The candidacy of Peladeau, one of Quebec’s most prominent and wealthy businessmen, adds some economic heft to Marois’s campaign, eroding arguments from the Liberal Party that a Parti Quebecois majority would undermine the province’s economy.
“It looks like quite a coup for Madame Marois,” said Andre Juneau, a fellow at the Institute of Intergovernmental Relations at Queen’s University in Kingston, Ontario. “He’s a business star, he’s a media star.”
A Parti Quebecois victory also puts Harper’s government in an unusual position of dealing with Quebecor on telecommunications issues even as it negotiates with Peladeau, the company’s largest shareholder, on other matters depending on his role in a future Quebec government.
“Peladeau is obviously going to get a high profile economic portfolio because of his business credibility,” said Nelson Wiseman, a political science professor at the University of Toronto.
Peladeau said he will put his ownership of Quebecor in a blind trust. Peladeau and associated companies in his name own 89.5 percent of Quebecor’s 39 million Class A shares, which carry 10 votes per share, according to data compiled by Bloomberg.
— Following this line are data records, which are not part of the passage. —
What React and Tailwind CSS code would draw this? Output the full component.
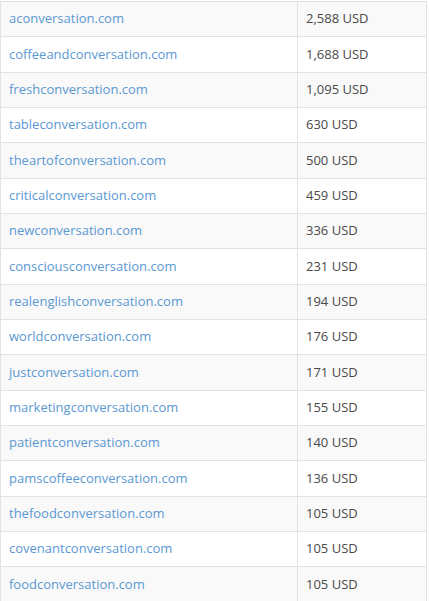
const rows = [
  ["aconversation.com", "2,588 USD"],
  ["coffeeandconversation.com", "1,688 USD"],
  ["freshconversation.com", "1,095 USD"],
  ["tableconversation.com", "630 USD"],
  ["theartofconversation.com", "500 USD"],
  ["criticalconversation.com", "459 USD"],
  ["newconversation.com", "336 USD"],
  ["consciousconversation.com", "231 USD"],
  ["realenglishconversation.com", "194 USD"],
  ["worldconversation.com", "176 USD"],
  ["justconversation.com", "171 USD"],
  ["marketingconversation.com", "155 USD"],
  ["patientconversation.com", "140 USD"],
  ["pamscoffeeconversation.com", "136 USD"],
  ["thefoodconversation.com", "105 USD"],
  ["covenantconversation.com", "105 USD"],
  ["foodconversation.com", "105 USD"],
];

export default function App() {
  return (
    <div className="bg-white h-[601px] overflow-hidden pt-px font-['Open_Sans',sans-serif] text-[13px]">
      <table className="w-[427px] border-collapse border border-[#e2e2e2]">
        <tbody>
          {rows.map(([domain, price], i) => (
            <tr
              key={domain}
              className={i % 2 === 0 ? "bg-[#f9f9f9] h-[35.33px]" : "bg-white h-[35.33px]"}
            >
              <td className="w-[297px] border border-[#e2e2e2] px-2 align-middle">
                <a href="#" className="text-[#5b98d2]">
                  {domain}
                </a>
              </td>
              <td className="border border-[#e2e2e2] px-2 align-middle text-[#4a4a4a]">
                {price}
              </td>
            </tr>
          ))}
        </tbody>
      </table>
    </div>
  );
}
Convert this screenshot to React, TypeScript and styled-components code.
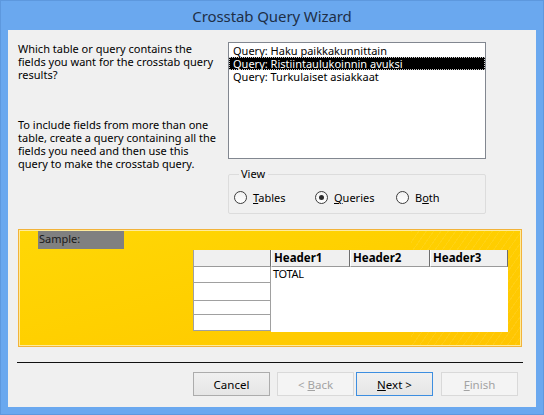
import styled, { createGlobalStyle } from 'styled-components';

const GlobalStyle = createGlobalStyle`
  html, body {
    margin: 0;
    padding: 0;
    background: #fff;
  }
  * {
    box-sizing: border-box;
  }
  body {
    font-family: 'Noto Sans', 'Open Sans', sans-serif;
    font-size: 11px;
    color: #000;
  }
`;

const queries = [
  'Query: Haku paikkakunnittain',
  'Query: Ristiintaulukoinnin avuksi',
  'Query: Turkulaiset asiakkaat',
];

const question = [
  'Which table or query contains the',
  'fields you want for the crosstab query',
  'results?',
];

const hint = [
  'To include fields from more than one',
  'table, create a query containing all the',
  'fields you need and then use this',
  'query to make the crosstab query.',
];

const sampleRows = [16, 18, 14, 16];

const Window = styled.div`
  width: 544px;
  height: 415px;
  display: flex;
  flex-direction: column;
  background: #6aa8ef;
  border: 1px solid #5d98de;
  padding: 0 7px 7px;
`;

const TitleBar = styled.div`
  height: 29px;
  display: flex;
  align-items: center;
  justify-content: center;
  font-size: 15px;
  color: #1e2f47;
  letter-spacing: -0.1px;
`;

const Body = styled.div`
  flex: 1;
  background: #f0f0f0;
  padding: 12px 14px 0 10px;
  display: flex;
  flex-direction: column;
`;

const TopRow = styled.div`
  display: flex;
`;

const Prompt = styled.div`
  width: 210px;
  color: #000;
`;

const Para = styled.div<{ gap?: number }>`
  margin: 0 0 ${p => p.gap ?? 0}px;
`;

const Line = styled.div`
  height: 13px;
  line-height: 13px;
  font-size: 11px;
  white-space: nowrap;
`;

const RightCol = styled.div`
  width: 258px;
  display: flex;
  flex-direction: column;
`;

const ListBox = styled.div`
  height: 117px;
  background: #fff;
  border: 1px solid #828790;
  padding-top: 1px;
`;

const ListItem = styled.div<{ selected?: boolean }>`
  height: 13px;
  line-height: 13px;
  font-size: 11px;
  padding-left: 4px;
  white-space: nowrap;
  overflow: hidden;
  background: ${p => (p.selected ? '#000' : 'transparent')};
  color: ${p => (p.selected ? '#fff' : '#000')};
  outline: ${p => (p.selected ? '1px dotted #c8c8c8' : 'none')};
  outline-offset: -1px;
`;

const GroupBox = styled.fieldset`
  margin: 8px 0 0;
  padding: 0 0 8px 5px;
  border: 1px solid #dcdcdc;
  border-radius: 2px;
`;

const Legend = styled.legend`
  margin-left: 5px;
  padding: 0 3px 0 2px;
  font-size: 11px;
  line-height: 14px;
  color: #000;
`;

const RadioRow = styled.div`
  display: flex;
  margin-top: 9px;
`;

const RadioItem = styled.label`
  width: 81px;
  display: flex;
  align-items: center;
  gap: 6px;
  font-size: 11px;
  line-height: 15px;
`;

const RadioCircle = styled.span<{ checked?: boolean }>`
  width: 13px;
  height: 13px;
  border-radius: 50%;
  border: 1px solid #3c3c3c;
  background: linear-gradient(#f2f2f2, #fff);
  display: flex;
  align-items: center;
  justify-content: center;

  &::after {
    content: '';
    display: ${p => (p.checked ? 'block' : 'none')};
    width: 5px;
    height: 5px;
    border-radius: 50%;
    background: #2b2b2b;
  }
`;

const Key = styled.u`
  text-underline-offset: 1px;
`;

const SamplePanel = styled.div`
  margin-top: 15px;
  width: 504px;
  height: 118px;
  border: 1px solid #f2b33a;
  box-shadow: inset 0 0 0 1px #ffeb9c;
  padding: 1px 0 0 19px;
  display: flex;
  flex-direction: column;
  background:
    repeating-linear-gradient(
      -55deg,
      rgba(255, 255, 255, 0) 0 5px,
      rgba(255, 236, 150, 0.12) 5px 6px
    ) right top / 110px 100% no-repeat,
    linear-gradient(165deg, #ffd706 0%, #ffd000 45%, #ffc502 100%);
`;

const SampleLabel = styled.div`
  width: 86px;
  height: 18px;
  background: #808080;
  color: #1a1a1a;
  font-size: 11px;
  line-height: 16px;
  padding-left: 1px;
`;

const Grid = styled.div`
  margin: 1px 0 0 155px;
  width: 315px;
  display: grid;
  grid-template-columns: 78px 79px 80px 78px;
  grid-template-rows: 17px 65px;
`;

const CornerCell = styled.div`
  background: #f0f0f0;
  border-left: 1px solid #a0a0a0;
  border-bottom: 1px solid #9a9a9a;
  border-right: 1px solid #6d6d6d;
`;

const HeadCell = styled.div`
  background: #f0f0f0;
  border-left: 1px solid #fff;
  border-right: 1px solid #6d6d6d;
  border-bottom: 1px solid #9a9a9a;
  font-weight: 700;
  font-size: 11.5px;
  line-height: 15px;
  padding-left: 2px;
  color: #000;
`;

const RowHeads = styled.div`
  display: flex;
  flex-direction: column;
`;

const RowHead = styled.div`
  background: #fff;
  border-left: 1px solid #a0a0a0;
  border-right: 1px solid #a0a0a0;
  border-bottom: 1px solid #a0a0a0;
`;

const DataArea = styled.div`
  grid-column: 2 / 5;
  background: #fff;
  font-size: 11px;
  line-height: 14px;
  padding-left: 2px;
  letter-spacing: -0.3px;
`;

const Separator = styled.div`
  margin: 15px 0 0 -1px;
  width: 506px;
  height: 1px;
  background: #111;
`;

const ButtonRow = styled.div`
  margin-top: 9px;
  padding-right: 4px;
  display: flex;
  justify-content: flex-end;
`;

const Button = styled.button<{ variant?: 'normal' | 'default' | 'disabled'; gap?: number }>`
  width: 77px;
  height: 24px;
  margin-left: ${p => p.gap ?? 0}px;
  font-family: 'Noto Sans', 'Open Sans', sans-serif;
  font-size: 11.5px;
  padding: 0;
  border: 1px solid
    ${p => (p.variant === 'default' ? '#3d8ee0' : p.variant === 'disabled' ? '#d9d9d9' : '#acacac')};
  background: ${p =>
    p.variant === 'disabled' ? '#f4f4f4' : 'linear-gradient(#f0f0f0, #e5e5e5)'};
  color: ${p => (p.variant === 'disabled' ? '#a3a3a3' : '#000')};
  border-radius: 0;
`;

export default function App() {
  return (
    <>
      <GlobalStyle />
      <Window>
        <TitleBar>Crosstab Query Wizard</TitleBar>
        <Body>
          <TopRow>
            <Prompt>
              <Para gap={37}>
                {question.map(line => (
                  <Line key={line}>{line}</Line>
                ))}
              </Para>
              <Para>
                {hint.map(line => (
                  <Line key={line}>{line}</Line>
                ))}
              </Para>
            </Prompt>
            <RightCol>
              <ListBox>
                {queries.map((q, i) => (
                  <ListItem key={q} selected={i === 1}>
                    {q}
                  </ListItem>
                ))}
              </ListBox>
              <GroupBox>
                <Legend>View</Legend>
                <RadioRow>
                  <RadioItem>
                    <RadioCircle />
                    <span>
                      <Key>T</Key>ables
                    </span>
                  </RadioItem>
                  <RadioItem>
                    <RadioCircle checked />
                    <span>
                      <Key>Q</Key>ueries
                    </span>
                  </RadioItem>
                  <RadioItem>
                    <RadioCircle />
                    <span>
                      B<Key>o</Key>th
                    </span>
                  </RadioItem>
                </RadioRow>
              </GroupBox>
            </RightCol>
          </TopRow>

          <SamplePanel>
            <SampleLabel>Sample:</SampleLabel>
            <Grid>
              <CornerCell />
              <HeadCell>Header1</HeadCell>
              <HeadCell>Header2</HeadCell>
              <HeadCell>Header3</HeadCell>
              <RowHeads>
                {sampleRows.map((h, i) => (
                  <RowHead key={i} style={{ height: h }} />
                ))}
              </RowHeads>
              <DataArea>TOTAL</DataArea>
            </Grid>
          </SamplePanel>

          <Separator />

          <ButtonRow>
            <Button variant="normal">Cancel</Button>
            <Button variant="disabled" gap={7}>
              &lt; <Key>B</Key>ack
            </Button>
            <Button variant="default" gap={2}>
              <Key>N</Key>ext &gt;
            </Button>
            <Button variant="disabled" gap={8}>
              <Key>F</Key>inish
            </Button>
          </ButtonRow>
        </Body>
      </Window>
    </>
  );
}
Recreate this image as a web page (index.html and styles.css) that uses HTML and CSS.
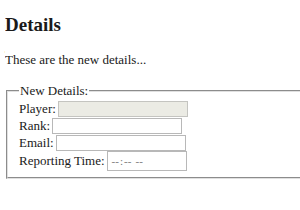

“Selling Quebecor is out of the question,” he told reporters yesterday in Saint Bruno-de-Montarville, Quebec. “I’ve been fighting for our companies to remain Quebec-owned, so I would be in a very bad position to start selling my shares. There’s no way.”
While Harper is in a bind having invested so much effort on the fourth-carrier pledge, a victory for Peladeau and the Parti Quebecois is not a foregone conclusion.
A survey conducted for Radio Canada by polling company CROP shows Marois’ party locked with the Liberals at 37 percent each, short of the support needed to form the party’s first majority government in more than a decade.
Peladeau “entering the political fray does not mean the end of Sun, or the dashing of a possible fourth Canadian national carrier,” said Iain Grant, president of wireless policy consulting firm The Seaboard Group.